Kenya has repeatedly justified the eviction of Ogiek as necessary for conservation, although the forest has seen significant harm since evictions began. Many in the community see a connection between their eviction and Kenya’s participation in lucrative carbon credit schemes.
‘The Court’s decision underscores the importance of timely and full implementation of measures imposed on a state which has been found to be in breach of their internationally agreed obligations. Kenya must now repay its debt to the indigenous Ogiek by restituting their land and making reparations, among other remedies ordered by the Court’, said Samuel Ade Ndasi, African Union Advocacy and Litigation Officer at Minority Rights Group.
The decision states, ‘the court orders the respondent state to immediately take all necessary steps, be they legislative or administrative or otherwise, to remedy all the violations established in the judgment on merits.’ The court also reaffirmed that no state can invoke domestic laws to justifiy a breach of international obligations.
Both of the original judgments were historic precedents, breaking new ground on the issue of restitution and compensation for collective violations experienced by indigenous peoples and confirming the vital role of indigenous peoples in safeguarding ecosystems, that states must respect and protect their land rights, that lands appropriated from them in the name of conservation without free, prior and informed consent must be returned, and their right to be the ultimate decision makers about what happens on their lands. Today’s decision adds to this tally of precedents as it is the first decision of the African Court on Human and Peoples’ Rights concerning the record of a state in implementing a binding decision.
The case
In October 2009, the Kenyan government, through the Kenya Forestry Service, issued a 30-day eviction notice to the Ogiek and other settlers of the Mau Forest, demanding that they leave the forest. Concerned that this was a perpetuation of the historical land injustices already suffered, and having failed to resolve these injustices through repeated national litigation and advocacy efforts, the Ogiek decided to lodge a case against their government before the African Commission on Human and Peoples’ Rights with the assistance of Minority Rights Group, the Ogiek Peoples’ Development Program and the Centre for Minority Rights Development. The African Commission issued interim measures, which were flouted by the Government of Kenya and thereafter referred the case to the African Court based on the complementarity relationship between the African Commission and the African Court on Human and Peoples’ Rights and on the grounds that there was evidence of serious or massive human rights violations.

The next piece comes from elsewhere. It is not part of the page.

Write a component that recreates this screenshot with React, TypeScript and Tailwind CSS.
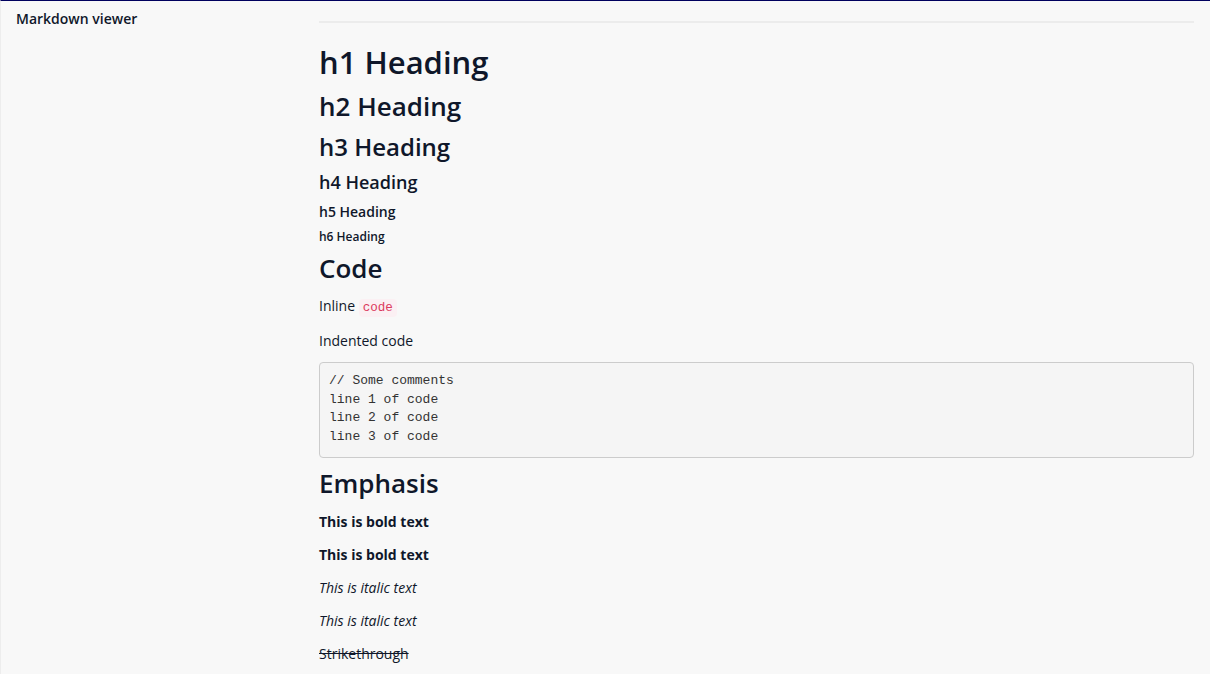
import React from 'react';

const codeLines = ['// Some comments', 'line 1 of code', 'line 2 of code', 'line 3 of code'];

function Sidebar() {
  return (
    <aside className="pl-[15px] pt-[8px]">
      <div className="text-[14px] leading-[20px] font-semibold text-[#0f172a]">Markdown viewer</div>
    </aside>
  );
}

function Content() {
  return (
    <main className="px-4 pb-10 text-[#0f172a]">
      <hr className="mt-[20px] border-0 h-[2px] bg-[#ececec]" />

      <h1 className="mt-[21px] text-[31px] leading-[36px] font-semibold">h1 Heading</h1>
      <h2 className="mt-[10px] text-[26px] leading-[32px] font-semibold">h2 Heading</h2>
      <h3 className="mt-[10px] text-[24px] leading-[30px] font-semibold">h3 Heading</h3>
      <h4 className="mt-[8px] text-[18px] leading-[24px] font-semibold">h4 Heading</h4>
      <h5 className="mt-[8px] text-[14px] leading-[20px] font-semibold">h5 Heading</h5>
      <h6 className="mt-[6px] text-[12px] leading-[18px] font-semibold">h6 Heading</h6>

      <h2 className="mt-[6px] text-[26px] leading-[32px] font-semibold">Code</h2>
      <p className="mt-[12px] text-[14px] leading-[20px]">
        Inline{' '}
        <code className="px-[4px] py-[2px] rounded-[4px] bg-[#fbf0f3] text-[#dc3a5e] text-[12.6px] font-['Liberation_Mono',monospace]">
          code
        </code>
      </p>
      <p className="mt-[13px] text-[14px] leading-[20px]">Indented code</p>
      <pre className="mt-[11px] pl-[9px] pr-[10px] pt-[9px] pb-[10px] rounded-[4px] border border-[#cccccc] bg-[#f5f5f5] text-[#333333] text-[13px] leading-[18.7px] font-['Liberation_Mono',monospace]">
        {codeLines.join('\n')}
      </pre>

      <h2 className="mt-[9px] text-[26px] leading-[32px] font-semibold">Emphasis</h2>
      <div className="mt-[13px] flex flex-col gap-[13px] text-[14px] leading-[20px]">
        <p className="font-bold">This is bold text</p>
        <p className="font-bold">This is bold text</p>
        <p className="italic">This is italic text</p>
        <p className="italic">This is italic text</p>
        <p className="line-through">Strikethrough</p>
      </div>
    </main>
  );
}

export default function App() {
  return (
    <div className="min-h-[674px] bg-[#f8f8f8] border-t border-[#00005e] border-l border-l-[#ededed] font-['Open_Sans',sans-serif] grid grid-cols-[302px_1fr]">
      <Sidebar />
      <Content />
    </div>
  );
}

On 26 May 2017, after years of litigation, a failed attempt at amicable settlement and an oral hearing on the merits, the African Court on Human and Peoples’ Rights rendered a merits judgment in favour of the Ogiek people. It held that the government had violated the Ogiek’s rights to communal ownership of their ancestral lands, to culture, development and use of natural resources, as well as to be free from discrimination and practise their religion or belief. On 23 June 2022, the Court rejected Kenya’s objections and set out the reparations owed for the violations established in the 2017 judgment.